The next big presidential decision may come sometime during 2013: how many and what quality of U.S. forces to leave in Afghanistan after 2014. In principle, it’s already agreed that U.S. and NATO special forces, trainers and “enablers” will help the Afghan army secure the country. But a detailed agreement must still be worked out with the Afghan government. The Pentagon will likely seek a force in the tens of thousands, including a robust special-forces contingent. But the plan for a similar force in Iraq was shredded by the Obama White House, which first drastically reduced its size, then failed to sell it to the Iraqi government.

Would Obama do the same to the follow-on Afghan force?
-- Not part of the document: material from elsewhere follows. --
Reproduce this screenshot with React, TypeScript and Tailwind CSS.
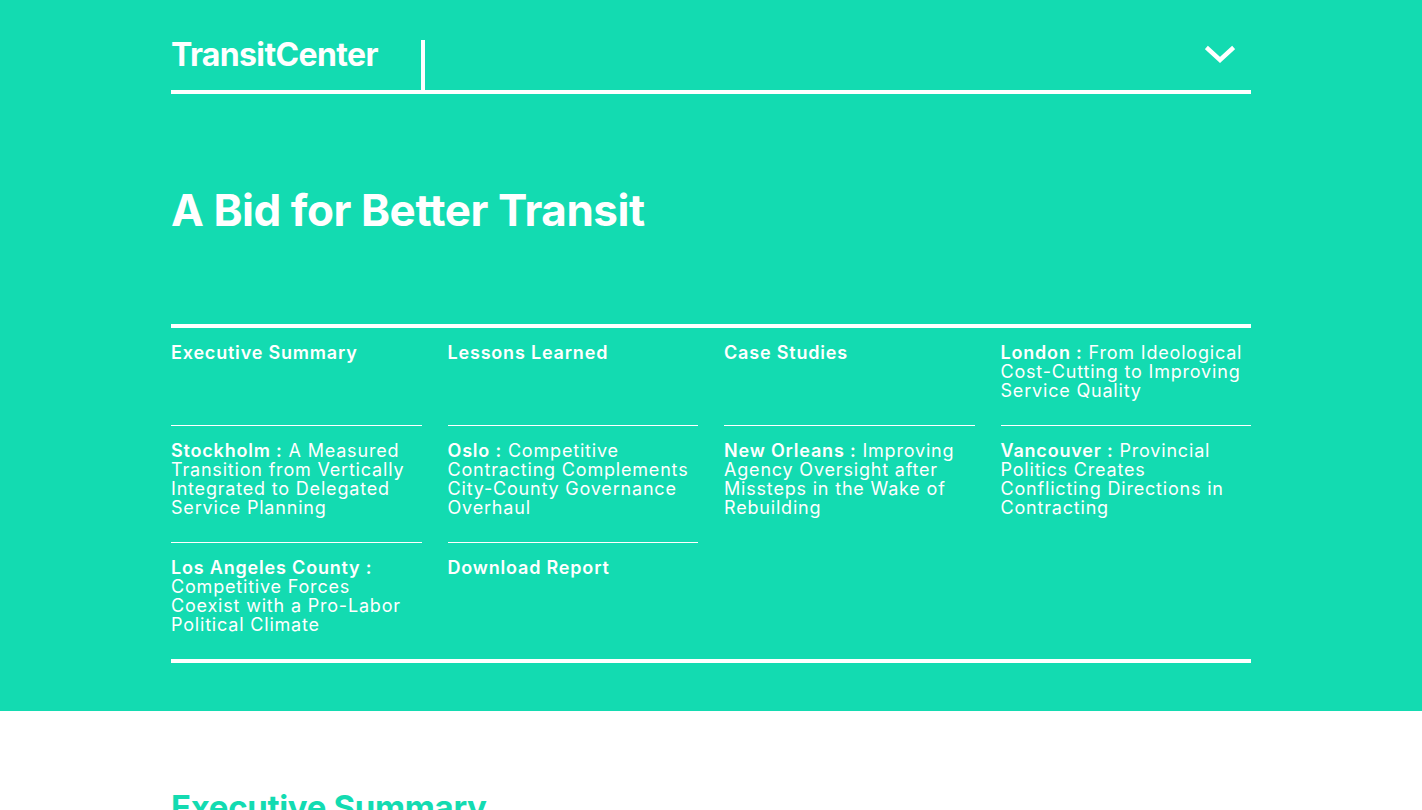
import React from 'react';

type NavItem = {
  label: string;
  desc?: string;
};

// Table of contents for the report, row by row (4 columns)
const navItems: NavItem[] = [
  { label: 'Executive Summary' },
  { label: 'Lessons Learned' },
  { label: 'Case Studies' },
  { label: 'London :', desc: 'From Ideological Cost-Cutting to Improving Service Quality' },
  { label: 'Stockholm :', desc: 'A Measured Transition from Vertically Integrated to Delegated Service Planning' },
  { label: 'Oslo :', desc: 'Competitive Contracting Complements City-County Governance Overhaul' },
  { label: 'New Orleans :', desc: 'Improving Agency Oversight after Missteps in the Wake of Rebuilding' },
  { label: 'Vancouver :', desc: 'Provincial Politics Creates Conflicting Directions in Contracting' },
  { label: 'Los Angeles County :', desc: 'Competitive Forces Coexist with a Pro-Labor Political Climate' },
  { label: 'Download Report' },
];

const Chevron = () => (
  <svg width="30" height="20" viewBox="0 0 30 20" fill="none">
    <path d="M3 4 L15 15 L27 4" stroke="white" strokeWidth="4.5" strokeLinecap="square" />
  </svg>
);

const App: React.FC = () => {
  return (
    <div className="min-h-screen bg-white font-['Inter','Liberation_Sans',sans-serif]">
      {/* Hero */}
      <div className="bg-[#13dbb1] text-white pb-[48px]">
        <div className="mx-auto w-[1080px]">
          {/* Header */}
          <div className="flex items-stretch border-b-4 border-white pt-[40px] h-[94px]">
            <div className="w-[250px] text-[32px] font-bold tracking-[-0.02em] leading-[30px]">
              TransitCenter
            </div>
            <div className="flex-1 flex items-start justify-end border-l-4 border-white pr-[16px] pt-[5px]">
              <Chevron />
            </div>
          </div>

          {/* Title */}
          <h1 className="mt-[88px] text-[44px] font-bold leading-[56px] tracking-[-0.01em]">
            A Bid for Better Transit
          </h1>

          {/* Contents grid */}
          <div className="mt-[86px] border-t-4 border-b-4 border-white grid grid-cols-4 gap-x-[26px]">
            {navItems.map((item, i) => (
              <div
                key={i}
                className={`pt-[15px] pb-[25px] text-[18px] leading-[19px] tracking-[0.045em] ${i >= 4 ? 'border-t border-white' : ''}`}
              >
                <div className="min-h-[57px]">
                  <span className="font-semibold">{item.label}</span>
                  {item.desc && <span className="font-normal"> {item.desc}</span>}
                </div>
              </div>
            ))}
          </div>
        </div>
      </div>

      {/* Body */}
      <div className="mx-auto w-[1080px] pt-[74px]">
        <h2 className="text-[33px] font-bold text-[#13dbb1] leading-[44px] tracking-[-0.01em]">
          Executive Summary
        </h2>
      </div>
    </div>
  );
};

export default App;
Would Romney decide differently? Voters are in the dark.

There will be more critical decisions: whether to fully fund Afghan security forces after 2014, and for how long; whether to support a negotiated settlement with the Taliban, and if so, whether to offer concessions to Taliban leaders to jump-start the talks; whether to overtly or covertly support a candidate in Afghanistan’s scheduled 2014 presidential election.

Perhaps most critically, the president must choose whether finally to strike against the Taliban’s enclaves in Pakistan or to allow them to remain while most Western troops pull out. That choice may determine whether the democratic regime the United States has labored to build in Kabul will survive.

No doubt Obama and Romney would find it both uncomfortable and politically unprofitable to address these questions between now and November. This is why they would like you to forget that America is at war.

Jackson Diehl is deputy editorial page editor for The Washington Post.